Why You Should Approach Failure Like a Scientist

If you’ve failed at something recently, something that really mattered to you, you know that it sucks.

It really sucks.


But does failure really have to be a setback?

I’ve had my fair share of failures over the past several years, some more painful than others, so I’ve gotten fairly good at taking failure and applying it in a productive way.

Everywhere online you can find quotes like, “Use failure as a stepping stone,” or, “Failure isn’t defeat. Use it to make you better.” But how exactly you do that they happened to forget to mention.

Failure is simply the opportunity to begin again, this time more intelligently.


Henry Ford

There are a lot of productive ways you can approach failure, the simplest and most direct is seeing that there’s always something to learn from it. But just after failing it can be really difficult to tell what, if anything, there is to take from it. Sometimes, it seems like there’s nothing to learn at all.

That’s why, more than seeing each failure as an opportunity to learn some self-contained lesson, I suggest you treat failure as a scientist would an experiment.

Why you should approach failure like a scientist

A scientist seeks to prove or disprove a hypothesis.

For the average scientist, it’s about the pursuit of the truth more than it is being right or successful.

But this same mentality can be used to help deal with failure of all kinds by making those failures impersonal experiments and adjusting based on your results, continuously improving and moving closer to your goal.

The impersonal part is important. It’s impossible to make any failure completely impersonal.
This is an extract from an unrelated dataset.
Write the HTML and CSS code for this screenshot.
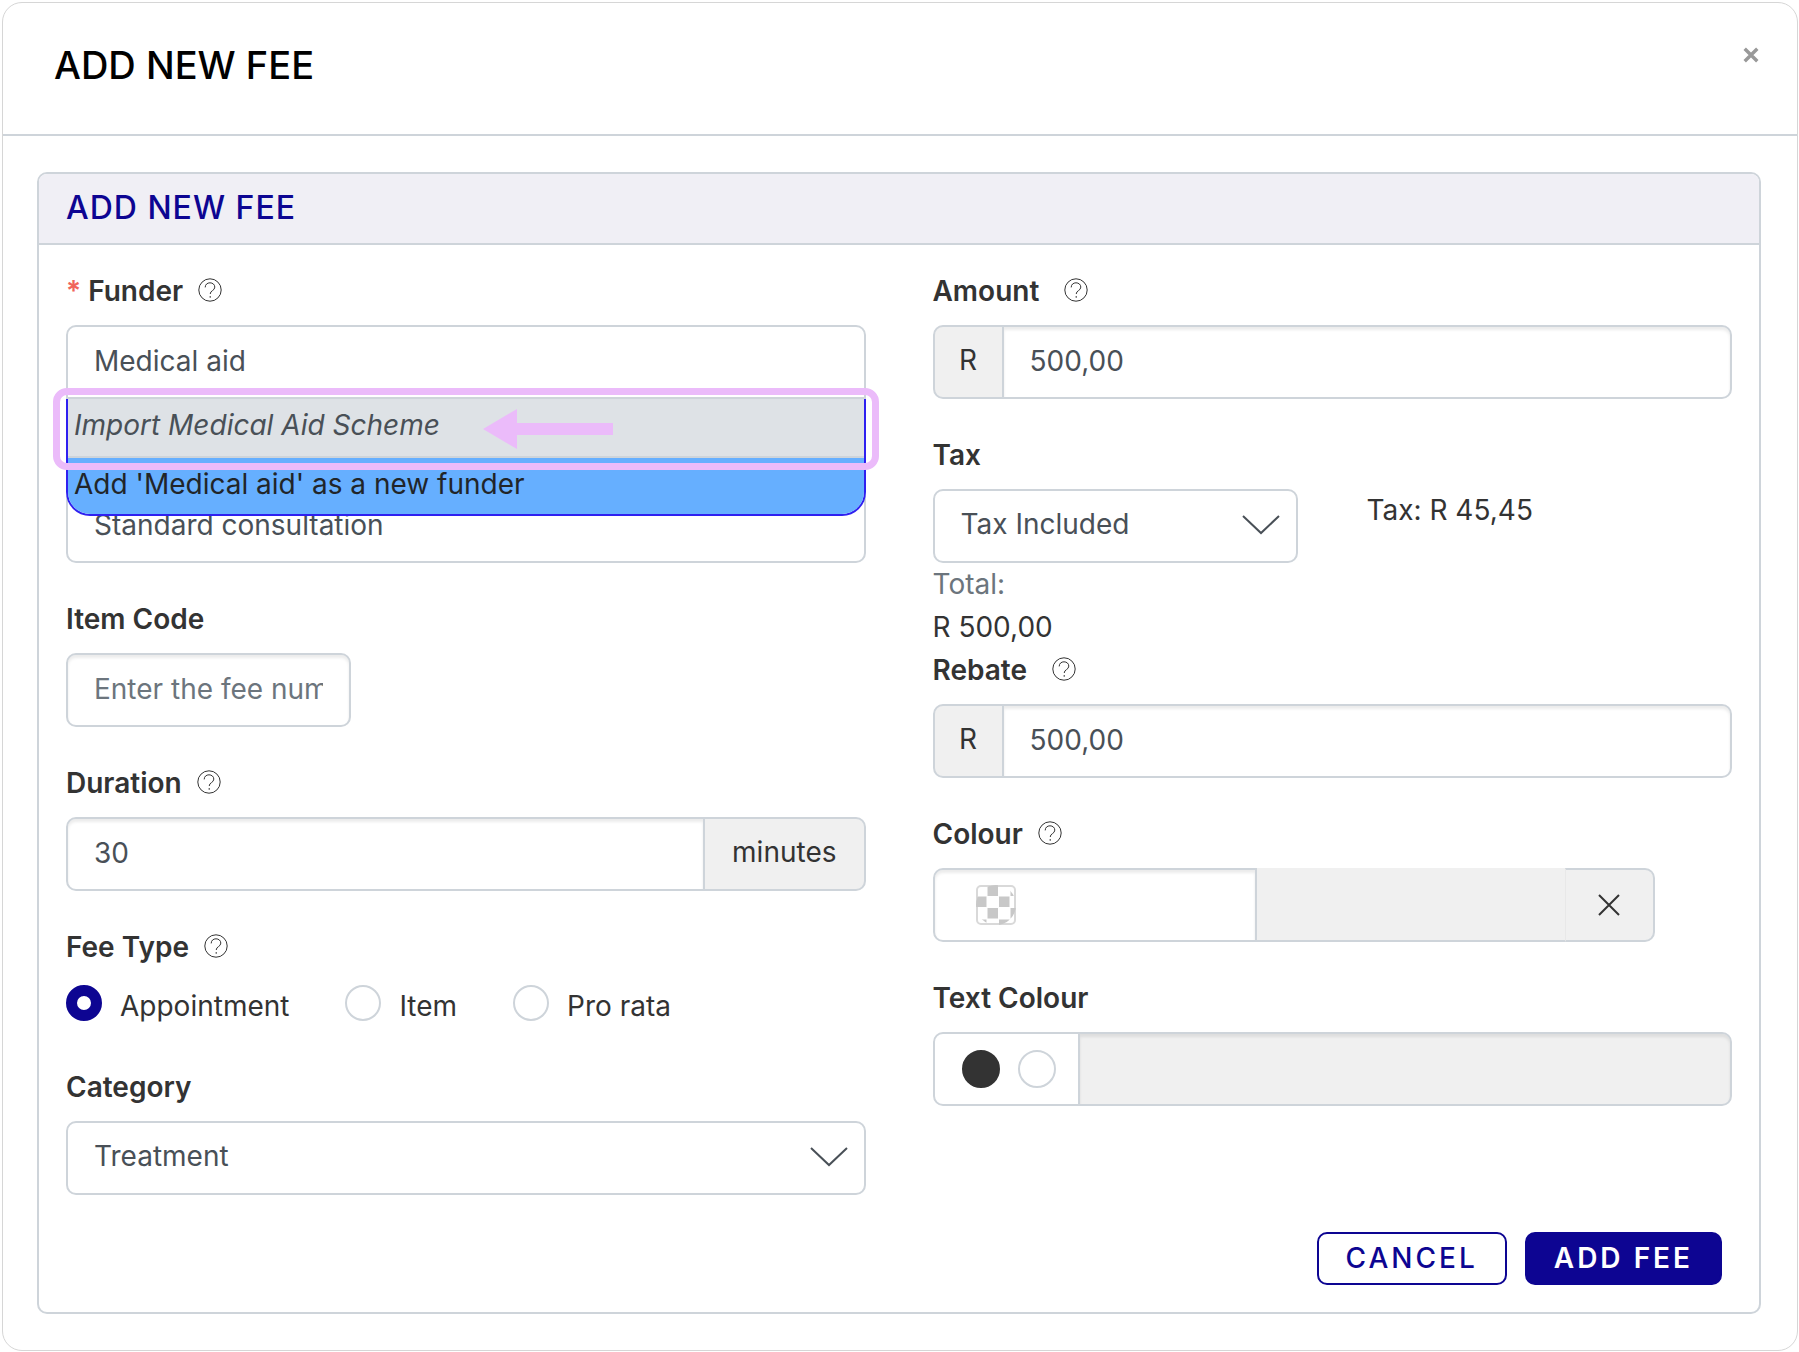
FILE: index.html
```html
<!DOCTYPE html>
<html lang="en">
<head>
  <meta charset="UTF-8">
  <meta name="viewport" content="width=device-width, initial-scale=1">
  <title>Add new fee</title>
  <link rel="stylesheet" href="styles.css">
</head>
<body>
  <!-- shared icons -->
  <svg class="sprite" aria-hidden="true">
    <symbol id="icon-help" viewBox="0 0 24 24">
      <circle cx="12" cy="12" r="11.2"/>
      <path d="M7.2 9.4c0-2.9 2.1-4.6 4.8-4.6s4.8 1.8 4.8 4.3c0 3.6-4.6 3.4-4.6 6.9M12.2 18v1.8"/>
    </symbol>
  </svg>

  <div class="modal" role="dialog" aria-labelledby="modalTitle">
    <header class="modal-header">
      <h1 id="modalTitle">ADD NEW FEE</h1>
      <button type="button" class="close" aria-label="Close">
        <svg viewBox="0 0 14 14"><path d="M1.5 1.5l11 11M12.5 1.5l-11 11"/></svg>
      </button>
    </header>

    <form class="panel">
      <h2 class="panel-header">ADD NEW FEE</h2>

      <div class="panel-body">
        <!-- Left column -->
        <div class="column">
          <div class="field funder">
            <div class="label-row">
              <label for="funder"><span class="required">*</span> Funder</label>
              <svg class="help"><use href="#icon-help"/></svg>
            </div>
            <div class="combo">
              <input type="text" id="funder" class="control open" value="Medical aid">
              <div class="menu">
                <button type="button" class="menu-item import">Import Medical Aid Scheme</button>
                <button type="button" class="menu-item active">Add 'Medical aid' as a new funder</button>
              </div>
              <div class="highlight">
                <svg class="arrow" viewBox="0 0 130 40"><path d="M0 20L34 0V14H130V26H34V40z"/></svg>
              </div>
            </div>
          </div>

          <div class="field">
            <div class="label-row"></div>
            <input type="text" class="control flat" aria-label="Description" value="Standard consultation">
          </div>

          <div class="field">
            <div class="label-row"><label for="itemCode">Item Code</label></div>
            <input type="text" id="itemCode" class="control code" placeholder="Enter the fee number">
          </div>

          <div class="field">
            <div class="label-row">
              <label for="duration">Duration</label>
              <svg class="help"><use href="#icon-help"/></svg>
            </div>
            <div class="group">
              <input type="text" id="duration" class="control" value="30">
              <span class="addon">minutes</span>
            </div>
          </div>

          <div class="field">
            <div class="label-row">
              <span class="label">Fee Type</span>
              <svg class="help"><use href="#icon-help"/></svg>
            </div>
            <div class="radios">
              <label><input type="radio" name="feeType" checked> <span>Appointment</span></label>
              <label><input type="radio" name="feeType"> <span>Item</span></label>
              <label><input type="radio" name="feeType"> <span>Pro rata</span></label>
            </div>
          </div>

          <div class="field">
            <div class="label-row"><label for="category">Category</label></div>
            <div class="select">
              <select id="category" class="control flat"><option>Treatment</option></select>
              <svg class="chevron" viewBox="0 0 38 20"><path d="M1 1l18 17L37 1"/></svg>
            </div>
          </div>
        </div>

        <!-- Right column -->
        <div class="column">
          <div class="field">
            <div class="label-row wide">
              <label for="amount">Amount</label>
              <svg class="help"><use href="#icon-help"/></svg>
            </div>
            <div class="group">
              <span class="addon currency">R</span>
              <input type="text" id="amount" class="control" value="500,00">
            </div>
          </div>

          <div class="field tax">
            <div class="label-row"><label for="tax">Tax</label></div>
            <div class="tax-row">
              <div class="select">
                <select id="tax" class="control flat"><option>Tax Included</option></select>
                <svg class="chevron" viewBox="0 0 38 20"><path d="M1 1l18 17L37 1"/></svg>
              </div>
              <span class="tax-value">Tax: R 45,45</span>
            </div>
            <div class="muted">Total:</div>
            <div>R 500,00</div>
          </div>

          <div class="field">
            <div class="label-row wide">
              <label for="rebate">Rebate</label>
              <svg class="help"><use href="#icon-help"/></svg>
            </div>
            <div class="group">
              <span class="addon currency">R</span>
              <input type="text" id="rebate" class="control" value="500,00">
            </div>
          </div>

          <div class="field">
            <div class="label-row">
              <span class="label">Colour</span>
              <svg class="help"><use href="#icon-help"/></svg>
            </div>
            <div class="group colour">
              <button type="button" class="picker" aria-label="Pick a colour">
                <svg class="checker" viewBox="0 0 40 40">
                  <clipPath id="round"><circle cx="20" cy="20" r="20"/></clipPath>
                  <rect x="1" y="1" width="38" height="38" rx="4"/>
                  <path clip-path="url(#round)" d="M11.500 0h10.500v11h-10.500zM0 11.500h10.500v10.500H0zM23 11.500h10.500v10.500H23zM11.500 23h10.500v10.500h-10.500zM34.500 0H40v11h-5.500zM0 34.500h10.500V40H0zM34.500 23H40v10.500h-5.500zM23 34.500h10.500V40H23z"/>
                </svg>
              </button>
              <span class="preview"></span>
              <button type="button" class="addon clear" aria-label="Clear colour">
                <svg viewBox="0 0 22 22"><path d="M1 1l20 20M21 1L1 21"/></svg>
              </button>
            </div>
          </div>

          <div class="field">
            <div class="label-row"><span class="label">Text Colour</span></div>
            <div class="group">
              <span class="swatches">
                <input type="radio" class="dark" name="textColour" aria-label="Dark">
                <input type="radio" name="textColour" aria-label="White">
              </span>
              <input type="text" class="control" aria-label="Text colour preview" disabled>
            </div>
          </div>
        </div>
      </div>

      <div class="actions">
        <button type="button" class="btn">CANCEL</button>
        <button type="submit" class="btn primary">ADD FEE</button>
      </div>
    </form>
  </div>
</body>
</html>
```
FILE: styles.css
```css
:root {
  --border: #ced4da;
  --text: #333;
  --input-text: #495057;
  --muted: #6c757d;
  --grey: #f0f0f0;
  --navy: #0d0592;
  --pink: #ebbbfa;
  --radius: 10px;
}
* { box-sizing: border-box; }
body {
  margin: 0;
  padding: 2px 1px 2px 2px;
  background: #fff;
  color: var(--text);
  font: 28px/43px Inter, "Liberation Sans", sans-serif;
}
input, select, button { font: inherit; color: inherit; margin: 0; }
button { cursor: pointer; }
svg { display: block; fill: none; stroke: currentColor; }
.sprite { position: absolute; width: 0; height: 0; }

/* ===== Modal ===== */
.modal { border: 1px solid #d6d6d6; border-radius: 20px; padding-bottom: 36px; }
.modal-header {
  display: flex;
  justify-content: space-between;
  align-items: flex-start;
  padding: 40px 38px 46px 51px;
  border-bottom: 2px solid var(--border);
}
h1 { margin: 0; font-size: 38px; line-height: 45px; font-weight: 500; color: #000; }
.close { border: 0; background: none; padding: 4px 0; color: #999; }
.close svg { width: 16px; height: 16px; stroke-width: 3; }

/* ===== Panel ===== */
.panel { margin: 36px 36px 0 34px; border: 2px solid var(--border); border-radius: var(--radius); }
.panel-header {
  margin: 0;
  padding: 12px 27px 14px;
  background: #f0eff5;
  border-bottom: 2px solid var(--border);
  border-radius: 8px 8px 0 0;
  color: var(--navy);
  font-size: 32px;
  font-weight: 500;
  letter-spacing: 1px;
}
.panel-body { display: grid; grid-template-columns: 1fr 1fr; gap: 67px; padding: 25px 27px 0; }

/* ===== Fields ===== */
.field { margin-bottom: 35px; }
.label-row { display: flex; align-items: center; gap: 15px; height: 43px; margin-bottom: 12px; }
.label-row.wide { gap: 25px; }
.label-row label, .label { font-weight: 600; }
.required { color: #f0655c; }
.help { width: 24px; height: 24px; margin-bottom: 3px; }
.control {
  display: block;
  width: 100%;
  height: 74px;
  padding: 0 26px 3px;
  background: #fff;
  border: 2px solid var(--border);
  border-radius: var(--radius);
  box-shadow: inset 0 3px 3px rgba(0, 0, 0, .08);
  color: var(--input-text);
  outline: 0;
}
.control::placeholder { color: var(--muted); opacity: 1; }
.control:disabled { background: var(--grey); }
.flat, .open { box-shadow: none; }
.open { border-radius: var(--radius) var(--radius) 0 0; }
.code { width: 285px; }
.muted { color: var(--muted); }

/* ===== Funder menu ===== */
.combo { position: relative; }
.menu {
  position: absolute;
  z-index: 1;
  top: 100%;
  left: 0;
  right: 0;
  border: 2px solid #2f20f0;
  border-top: 0;
  border-radius: 0 0 24px 24px;
  overflow: hidden;
}
.menu-item { display: block; width: 100%; padding: 0 6px 4px; border: 0; text-align: left; }
.import { height: 59px; background: #dee2e6; border-bottom: 2px solid var(--border); color: var(--input-text); font-style: italic; }
.active { height: 56px; background: #66afff; color: #212529; }
.highlight {
  position: absolute;
  z-index: 2;
  top: 63px;
  left: -13px;
  right: -13px;
  height: 82px;
  border: 7px solid var(--pink);
  border-radius: 14px;
  pointer-events: none;
}
.arrow { width: 130px; height: 40px; margin: 14px 0 0 423px; fill: var(--pink); stroke: none; }

/* ===== Input groups ===== */
.group { display: flex; }
.group > * { border-radius: 0; }
.group > :first-child { border-radius: var(--radius) 0 0 var(--radius); }
.group > :last-child { border-radius: 0 var(--radius) var(--radius) 0; }
.group > * + * { margin-left: -2px; }
.group .control { flex: 1; min-width: 0; }
.addon { height: 74px; padding: 12px 27px; background: var(--grey); border: 2px solid var(--border); }
.currency { width: 71px; padding: 12px 0; text-align: center; }
.swatches { display: flex; align-items: center; gap: 18px; padding: 0 22px 0 27px; border: 2px solid var(--border); }

/* ===== Colour picker ===== */
.colour { width: 722px; max-width: 100%; }
.picker { position: relative; width: 324px; height: 74px; padding: 0 41px; background: #fff; border: 2px solid var(--border); box-shadow: inset 0 3px 3px rgba(0, 0, 0, .08); }
.checker { width: 40px; height: 40px; fill: #c8c8c8; stroke: none; }
.checker rect { fill: #fff; stroke: #d9d9d9; stroke-width: 2; }
.preview { flex: 1; background: var(--grey); border-bottom: 2px solid var(--border); }
.clear { width: 90px; padding: 0 32px; border-left: 1px solid #e8e8e8; }
.clear svg { width: 22px; height: 22px; stroke-width: 2; }

/* ===== Select ===== */
.select { position: relative; }
.select select { appearance: none; }
.chevron { position: absolute; right: 18px; top: 26px; width: 38px; height: 20px; stroke: var(--input-text); stroke-width: 2; pointer-events: none; }
.tax { margin-bottom: 0; }
.tax-row { display: flex; gap: 69px; }
.tax-row .select { width: 365px; }

/* ===== Radios ===== */
.radios { display: flex; gap: 56px; padding-bottom: 7px; }
.radios label { display: flex; align-items: center; gap: 18px; }
.radios span { padding-top: 4px; margin-bottom: -4px; }
input[type=radio] { appearance: none; width: 36px; height: 36px; border: 2px solid var(--border); border-radius: 50%; background: #fff; }
.radios input:checked { border: 11px solid var(--navy); }
.swatches input[type=radio] { width: 38px; height: 38px; }
.swatches .dark { background: var(--text); border-color: var(--text); }

/* ===== Buttons ===== */
.actions { display: flex; justify-content: flex-end; gap: 18px; padding: 2px 37px 27px; }
.btn {
  height: 53px;
  padding: 0 27px;
  background: #fff;
  border: 2px solid var(--navy);
  border-radius: var(--radius);
  color: var(--navy);
  font-weight: 500;
  letter-spacing: 3px;
  line-height: 49px;
}
.primary { background: var(--navy); color: #fff; font-weight: 600; }
```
However, in my experience, the attempt to step back and view your results and the events that led to them in an objective way can be quite successful.

It’s about obtaining a certain depth of perspective so that you have just enough clarity to see not only what went right and what went wrong but to compare that failure to past “experiments” (projects, efforts, goals, whatever you want to call them).

We’re very good at deceiving ourselves. We always manage to find a way to convince ourselves that we’re doing good and making real progress. But that’s not always the case. In fact, if you’re not carefully tracking your progress, it usually isn’t.

A scientist leaves his ego at the door (and how that can help you achieve your big goal)

But being more calculated and impersonal about your failures is also important because a scientist doesn’t kick themselves when an experiment fails. They don’t see it as a mark of their own lack of worth but merely a part of the process.

When you’re setting out into the world, it’s difficult to know what will work and what won’t. There are so many moving parts that it really is like you’re conducting your own experiments.

A scientist always has some level of control over an experiment. After all, they performed it.

However, they don’t kick themselves over a failed experiment because they understand how many other factors come into play as well. And, most importantly, because their goal is to find an answer to their big question more than it is stroking their ego.

By making your major goal your big experiment, you can do the same. Know that it will take several iterations, countless experiments until you’ve learned enough about all the moving parts, variables, and the “physics” involved. But keeping this top of mind is exactly what will make the process so productive for you.

Instead of reeling after every setback, following the necessary recovery period you’ll quickly be able to jump back into things, analyzing your results, adjusting, and moving on with a new hypothesis– and with fresh energy to pursue your goal.